We have worked on enough fraud cases in the last decade to know that scientific fraud is more common than is convenient to believe, and that it does not happen only on the periphery of science. Addressing the problem of scientific fraud should not be left to a few anonymous (and fed up and frightened) whistleblowers and some (fed up and frightened) bloggers to root out. The consequences of fraud are experienced collectively, so eliminating it should be a collective endeavor. What can everyone do?

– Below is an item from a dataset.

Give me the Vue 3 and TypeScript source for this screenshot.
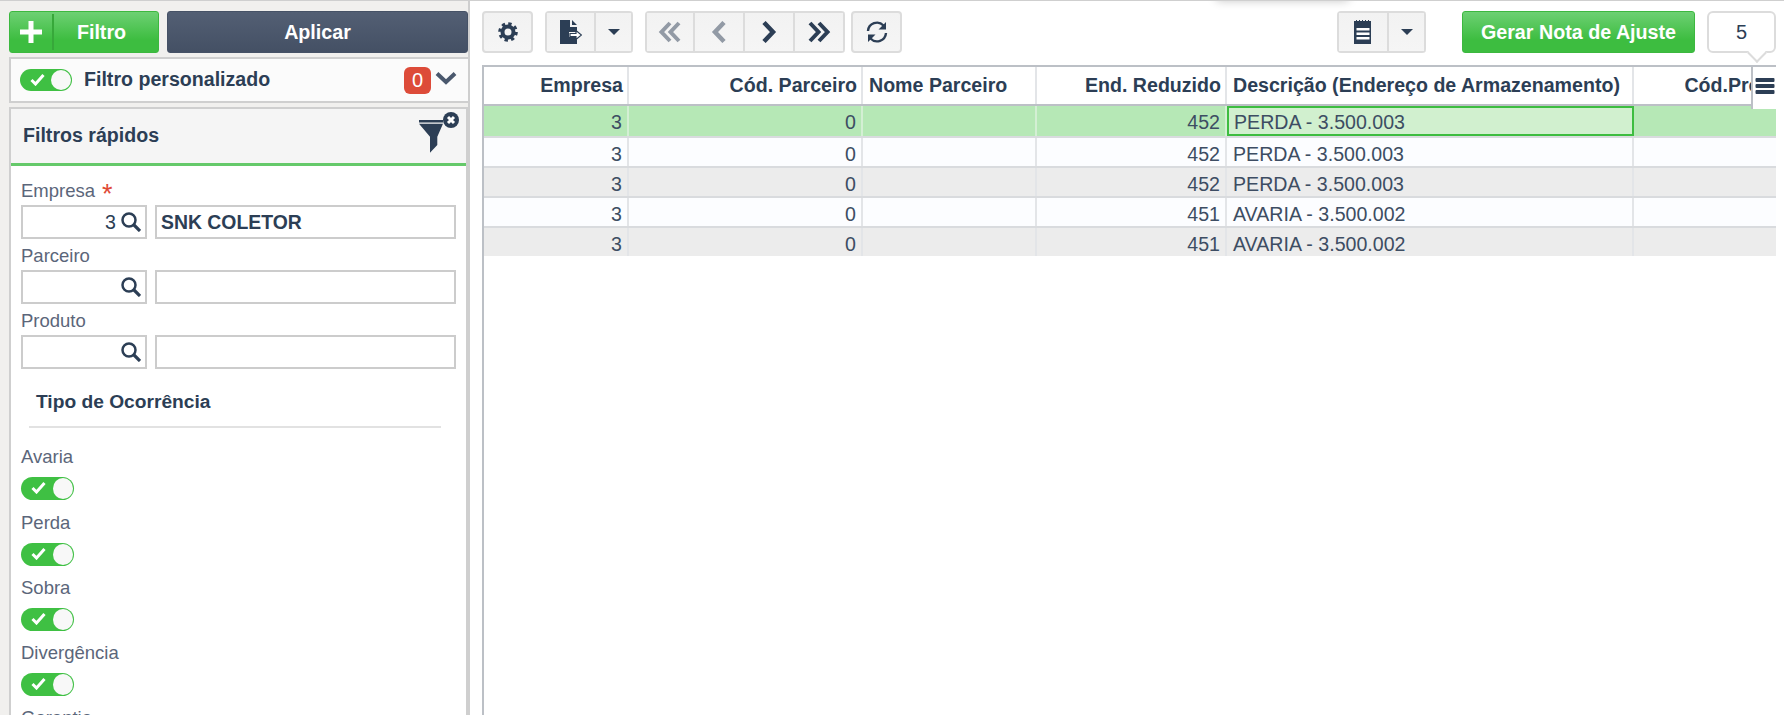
<script setup lang="ts">
interface Row { emp: string; par: string; end: string; desc: string }
const rows: Row[] = [
  { emp: '3', par: '0', end: '452', desc: 'PERDA - 3.500.003' },
  { emp: '3', par: '0', end: '452', desc: 'PERDA - 3.500.003' },
  { emp: '3', par: '0', end: '452', desc: 'PERDA - 3.500.003' },
  { emp: '3', par: '0', end: '451', desc: 'AVARIA - 3.500.002' },
  { emp: '3', par: '0', end: '451', desc: 'AVARIA - 3.500.002' },
]
const ocorrencias = ['Avaria', 'Perda', 'Sobra', 'Divergência']
const lookups = [
  { label: 'Empresa', req: true, code: '3', name: 'SNK COLETOR' },
  { label: 'Parceiro', req: false, code: '', name: '' },
  { label: 'Produto', req: false, code: '', name: '' },
]
</script>

<template>
  <div class="page">
    <div class="top-glow"></div>
    <aside class="side">
      <div class="side-actions">
        <button class="btn green filtro">
          <span class="plus">
            <svg width="22" height="22" viewBox="0 0 22 22"><path d="M8.500 0h5v8.500h8.500v5h-8.500v8.500h-5v-8.500h-8.500v-5h8.500z" fill="#fff" /></svg>
          </span>
          <span class="filtro-txt">Filtro</span>
        </button>
        <button class="btn dark aplicar">Aplicar</button>
      </div>

      <div class="custom">
        <span class="toggle first">
          <svg class="check" width="15" height="13" viewBox="0 0 15 13"><path d="M1.500 7l4 4 8-9" fill="none" stroke="#fff" stroke-width="3" /></svg>
          <span class="knob"></span>
        </span>
        <span class="custom-title">Filtro personalizado</span>
        <span class="badge">0</span>
        <svg class="chev" width="22" height="14" viewBox="0 0 22 14"><path d="M2 2.500l9 8.500 9-8.500" fill="none" stroke="#4a586d" stroke-width="4" /></svg>
      </div>

      <section class="quick">
        <header class="quick-head">
          <span class="quick-title">Filtros rápidos</span>
          <svg class="funnel" width="44" height="44" viewBox="0 0 44 44">
            <path d="M2 9h24v2.500H2zM2 12.700h24L20.300 25.700V34L13 41.700V25.700z" fill="#2c3e55" />
            <circle cx="34" cy="9" r="8" fill="#2c3e55" />
            <path d="M31 6l6 6m0-6l-6 6" stroke="#fff" stroke-width="3" />
          </svg>
        </header>
        <div class="quick-body">
          <div v-for="f in lookups" :key="f.label" class="field">
            <label class="lbl">{{ f.label }}<span v-if="f.req" class="req">*</span></label>
            <div class="inputs">
              <div class="inp code">
                <span class="code-val">{{ f.code }}</span>
                <svg width="20" height="20" viewBox="0 0 20 20"><circle cx="8" cy="8" r="6.500" fill="none" stroke="#2c3e55" stroke-width="2.500" /><path d="M12.500 12.500l6.500 6.500" stroke="#2c3e55" stroke-width="3.200" /></svg>
              </div>
              <div class="inp name">{{ f.name }}</div>
            </div>
          </div>

          <h3 class="group">Tipo de Ocorrência</h3>

          <div class="occ-list">
            <div v-for="o in ocorrencias" :key="o" class="occ">
              <div class="lbl">{{ o }}</div>
              <span class="toggle">
                <svg class="check" width="15" height="13" viewBox="0 0 15 13"><path d="M1.500 7l4 4 8-9" fill="none" stroke="#fff" stroke-width="3" /></svg>
                <span class="knob"></span>
              </span>
            </div>
            <div class="lbl last">Garantia</div>
          </div>
        </div>
      </section>
    </aside>

    <main class="main">
      <div class="toolbar">
        <button class="tb single">
          <svg width="22" height="22" viewBox="0 0 22 22">
            <circle cx="11" cy="11" r="8.200" fill="none" stroke="#2c3e55" stroke-width="3.200" stroke-dasharray="3.300 3.140" />
            <circle cx="11" cy="11" r="5.500" fill="none" stroke="#2c3e55" stroke-width="4" />
          </svg>
        </button>
        <div class="tb-group doc">
          <button class="tb seg w51">
            <svg width="22" height="24" viewBox="0 0 22 24">
              <path d="M0 0h10v7h7v5H9v5h8v7H0zM12 0l5 5h-5z" fill="#2c3e55" />
              <path d="M10 13.500h6v-3l5.500 4.500-5.500 4.500v-3h-6z" fill="#fff" stroke="#2c3e55" stroke-width="1.200" />
            </svg>
          </button>
          <button class="tb seg w37"><span class="caret"></span></button>
        </div>
        <div class="tb-group nav">
          <button class="tb seg navb">
            <svg width="24" height="22" viewBox="0 0 24 22"><path d="M12 2L3.500 11 12 20M21 2l-8.500 9 8.500 9" fill="none" stroke="#929aa5" stroke-width="4" /></svg>
          </button>
          <button class="tb seg navb">
            <svg width="16" height="22" viewBox="0 0 16 22"><path d="M13 1.500L4 11l9 9.500" fill="none" stroke="#929aa5" stroke-width="4.500" /></svg>
          </button>
          <button class="tb seg navb">
            <svg width="16" height="22" viewBox="0 0 16 22"><path d="M3 1.500l9 9.500-9 9.500" fill="none" stroke="#2c3e55" stroke-width="4.500" /></svg>
          </button>
          <button class="tb seg navb">
            <svg width="24" height="22" viewBox="0 0 24 22"><path d="M3 2l8.500 9L3 20M12 2l8.500 9-8.500 9" fill="none" stroke="#2c3e55" stroke-width="4" /></svg>
          </button>
        </div>
        <button class="tb single refresh">
          <svg width="24" height="24" viewBox="0 0 24 24">
            <path d="M3 11a9 9 0 0 1 15.500-5.500M21 13a9 9 0 0 1-15.500 5.500" fill="none" stroke="#2c3e55" stroke-width="2.400" />
            <path d="M21 2v7.500h-7.500zM3 22v-7.500h7.500z" fill="#2c3e55" />
          </svg>
        </button>
        <div class="spacer"></div>
        <div class="tb-group list">
          <button class="tb seg w52">
            <svg width="18" height="24" viewBox="0 0 18 24">
              <path d="M0 1h2v-1h1v1h2v-1h1v1h2v-1h1v1h2v-1h1v1h2v-1h1v1h2v23H0z" fill="#2c3e55" />
              <path d="M2.500 8h13v2.500h-13zM2.500 12.500h13V15h-13zM2.500 17h13v2.500h-13z" fill="#fff" />
            </svg>
          </button>
          <button class="tb seg w37"><span class="caret"></span></button>
        </div>
        <button class="btn green gerar">Gerar Nota de Ajuste</button>
        <div class="count">5<span class="count-tip"></span></div>
      </div>

      <div class="table">
        <div class="tgrid">
          <div class="row head">
            <div class="c r">Empresa</div>
            <div class="c r">Cód. Parceiro</div>
            <div class="c">Nome Parceiro</div>
            <div class="c r">End. Reduzido</div>
            <div class="c">Descrição (Endereço de Armazenamento)</div>
            <div class="c r">Cód.Produto</div>
          </div>
          <div v-for="(row, i) in rows" :key="i" class="row body" :class="{ sel: i === 0, odd: i === 2 || i === 4 }">
            <div class="c r">{{ row.emp }}</div>
            <div class="c r">{{ row.par }}</div>
            <div class="c"></div>
            <div class="c r">{{ row.end }}</div>
            <div class="c" :class="{ active: i === 0 }">{{ row.desc }}</div>
            <div class="c r"></div>
          </div>
        </div>
        <div class="col-menu">
          <svg width="20" height="18" viewBox="0 0 20 18"><path d="M1.500 1h17a1 1 0 0 1 1 1v2a1 1 0 0 1-1 1h-17a1 1 0 0 1-1-1V2a1 1 0 0 1 1-1zM1.500 7h17a1 1 0 0 1 1 1v2a1 1 0 0 1-1 1h-17a1 1 0 0 1-1-1V8a1 1 0 0 1 1-1zM1.500 13h17a1 1 0 0 1 1 1v2a1 1 0 0 1-1 1h-17a1 1 0 0 1-1-1v-2a1 1 0 0 1 1-1z" fill="#2c3e55" /></svg>
        </div>
      </div>
    </main>
  </div>
</template>

<style scoped>
.page {
  position: relative;
  display: flex;
  width: 1784px;
  height: 715px;
  overflow: hidden;
  box-sizing: border-box;
  border-top: 1px solid #cfcfcf;
  background: #fff;
  font-family: "Liberation Sans", Arial, sans-serif;
  color: #2c3e55;
}
.top-glow {
  position: absolute;
  left: 1215px;
  top: -14px;
  width: 135px;
  height: 12px;
  border-radius: 8px;
  box-shadow: 0 2px 10px rgba(0, 0, 0, 0.22);
}
button {
  font-family: inherit;
  margin: 0;
  padding: 0;
  cursor: pointer;
}
.side {
  box-sizing: border-box;
  width: 470px;
  flex: none;
  padding: 10px 0 0 9px;
  background: #f1f0ee;
  border-right: 2px solid #cfcfcf;
  display: flex;
  flex-direction: column;
}
.side-actions {
  display: flex;
  gap: 8px;
  height: 42px;
}
.btn {
  border-radius: 3px;
  color: #fff;
  font-weight: 700;
  font-size: 19.700px;
}
.green {
  background: linear-gradient(#6dd073, #3dbd40 70%);
  border: 1px solid #3cb83f;
}
.dark {
  background: linear-gradient(#535f74, #445064);
  border: 1px solid #465266;
}
.filtro {
  width: 150px;
  display: flex;
  align-items: center;
  padding: 0;
}
.plus {
  width: 42px;
  height: 36px;
  display: flex;
  align-items: center;
  justify-content: center;
  border-right: 2px solid #37a83a;
}
.filtro-txt {
  flex: 1;
  text-align: center;
  padding-right: 9px;
}
.aplicar {
  flex: 1;
}
.custom {
  box-sizing: border-box;
  height: 46px;
  margin-top: 4px;
  display: flex;
  align-items: center;
  background: #fbfbfb;
  border: solid #cfcfcf;
  border-width: 2px 0 2px 2px;
  padding: 0 11px 0 9px;
}
.custom-title {
  font-weight: 700;
  font-size: 19.600px;
  margin-left: 12px;
  padding-bottom: 2px;
  flex: 1;
}
.badge {
  width: 27px;
  height: 27px;
  border-radius: 6px;
  background: #dd4b39;
  color: #fff;
  font-size: 20px;
  text-align: center;
  line-height: 27px;
}
.chev {
  margin-left: 4px;
  margin-top: -4px;
}
.quick {
  margin-top: 4px;
  flex: 1;
  min-height: 0;
  border: solid #cfcfcf;
  border-width: 2px 2px 0 2px;
  background: #fff;
  display: flex;
  flex-direction: column;
}
.quick-head {
  position: relative;
  height: 54px;
  flex: none;
  display: flex;
  align-items: center;
  padding-left: 12px;
  background: #f5f5f5;
  border-bottom: 3px solid #65c96a;
}
.quick-title {
  font-weight: 700;
  font-size: 19.600px;
  padding-bottom: 2px;
}
.funnel {
  position: absolute;
  right: 5px;
  top: 2px;
}
.quick-body {
  padding: 8px 10px 0;
}
.field {
  height: 65px;
}
.lbl {
  display: block;
  height: 31px;
  line-height: 33px;
  font-size: 18.500px;
  color: #5b667a;
}
.req {
  color: #e04a36;
  font-size: 27px;
  line-height: 20px;
  margin-left: 7px;
  vertical-align: -6px;
}
.inputs {
  display: flex;
  gap: 8px;
}
.inp {
  box-sizing: border-box;
  height: 34px;
  border: 2px solid #cccccc;
  display: flex;
  align-items: center;
  background: #fff;
  font-size: 19.400px;
}
.code {
  width: 126px;
  justify-content: flex-end;
  padding-right: 4px;
  gap: 5px;
}
.code-val {
  font-size: 19.600px;
}
.name {
  width: 301px;
  padding-left: 4px;
  font-weight: 700;
}
.group {
  margin: 20px 15px 0 8px;
  height: 39px;
  box-sizing: border-box;
  padding-left: 7px;
  font-size: 19.200px;
  font-weight: 700;
  line-height: 26px;
  border-bottom: 2px solid #e2e2e2;
}
.occ-list {
  padding-top: 14px;
}
.occ {
  height: 65px;
}
.occ:first-child {
  height: 66px;
}
.occ .lbl {
  height: 30px;
  line-height: 30px;
}
.lbl.last {
  line-height: 30px;
}
.toggle {
  position: relative;
  display: block;
  width: 53px;
  height: 23px;
  margin-top: 5px;
  border-radius: 12px;
  background: #3fc043;
}
.toggle.first {
  flex: none;
  width: 52px;
  height: 22px;
  margin-top: 0;
}
.check {
  position: absolute;
  left: 10px;
  top: 4px;
}
.knob {
  position: absolute;
  right: 1px;
  top: 1px;
  width: 20px;
  height: 21px;
  border-radius: 50%;
  background: #f8f8f8;
}
.toggle.first .knob {
  height: 20px;
}
.main {
  flex: 1;
  min-width: 0;
  padding: 0 8px 0 12px;
  display: flex;
  flex-direction: column;
}
.toolbar {
  display: flex;
  align-items: flex-start;
  padding-top: 10px;
  height: 54px;
  flex: none;
}
.tb {
  box-sizing: border-box;
  height: 42px;
  display: flex;
  align-items: center;
  justify-content: center;
  background: linear-gradient(#f2f2f2, #f5f5f5);
  border: 2px solid #dcdcdc;
}
.single {
  width: 51px;
  border-radius: 4px;
}
.tb-group {
  display: flex;
  border-radius: 4px;
  overflow: hidden;
}
.seg {
  border-radius: 0;
}
.seg + .seg {
  border-left: 0;
}
.doc {
  margin-left: 12px;
}
.nav {
  margin-left: 12px;
}
.refresh {
  margin-left: 6px;
}
.w51 {
  width: 51px;
}
.w52 {
  width: 52px;
}
.w37 {
  width: 37px;
}
.navb {
  width: 50px;
}
.spacer {
  flex: 1;
}
.caret {
  width: 0;
  height: 0;
  border: 6px solid transparent;
  border-top: 6px solid #2c3e55;
  border-bottom: 0;
}
.gerar {
  width: 233px;
  height: 42px;
  margin-left: 36px;
}
.count {
  position: relative;
  box-sizing: border-box;
  width: 69px;
  height: 42px;
  margin-left: 12px;
  border: 2px solid #dcdcdc;
  border-radius: 6px;
  text-align: center;
  line-height: 38px;
  font-size: 20px;
  background: #fff;
}
.count-tip {
  position: absolute;
  right: 10px;
  bottom: -9px;
  width: 12px;
  height: 12px;
  background: #fff;
  border: solid #dcdcdc;
  border-width: 0 2px 2px 0;
  transform: rotate(45deg);
}
.table {
  position: relative;
  flex: 1;
  min-height: 0;
  overflow: hidden;
  border-top: 2px solid #bcc0c6;
  border-left: 2px solid #bcc0c6;
}
.tgrid {
  width: 1325px;
}
.row {
  display: grid;
  grid-template-columns: 145px 234px 174px 190px 407px 175px;
}
.head {
  box-sizing: border-box;
  height: 39px;
  border-bottom: 2px solid #bcc0c6;
  font-weight: 700;
  font-size: 19.600px;
  line-height: 37px;
}
.head .c {
  padding: 0 4px 0 6px;
}
.body {
  height: 30px;
  box-sizing: border-box;
  border-bottom: 2px solid #d9dbde;
  line-height: 32px;
  font-size: 19.600px;
  color: #3d4d63;
  background: #fcfdff;
}
.row.body.sel {
  height: 32px;
}
.row.body:last-child {
  height: 28px;
  border-bottom: 0;
}
.odd {
  background: #ececec;
}
.sel {
  background: #b6e8b6;
}
.c {
  box-sizing: border-box;
  padding: 0 5px 0 6px;
  white-space: nowrap;
  overflow: hidden;
  border-right: 2px solid #e3e5e8;
}
.sel .c {
  border-right-color: #d4efd4;
}
.r {
  text-align: right;
}
.c.active {
  background: #d1f0cf;
  border: 2px solid #3dbd40;
  line-height: 28px;
  padding: 0 4px 0 5px;
  height: 30px;
}
.col-menu {
  position: absolute;
  right: 0;
  top: 0;
  box-sizing: border-box;
  width: 25px;
  height: 42px;
  background: #fff;
  border-left: 2px solid #bcc0c6;
  display: flex;
  justify-content: center;
  padding-top: 10px;
}
</style>

<style>
html, body { margin: 0; background: #fff; }
</style>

There will never be a perfect solution, but there is an obvious step to take: Data should be posted. The fabrication in this paper was discovered because the data were posted. If more data were posted, fraud would be easier to catch. And if fraud is easier to catch, some potential fraudsters may be more reluctant to do it. Other disciplines are already doing this. For example, many top economics journals require authors to post their raw data [16]. There is really no excuse. All of our journals should require data posting.
Until that day comes, all of us have a role to play. As authors (and co-authors), we should always make all of our data publicly available. And as editors and reviewers, we can ask for data during the review process, or turn down requests to review papers that do not make their data available. A field that ignores the problem of fraud, or pretends that it does not exist, risks losing its credibility. And deservedly so.

https://datacolada.org/98

If you’re writing a paper, put your data up for public scrutiny. Always, and without fail. It matters.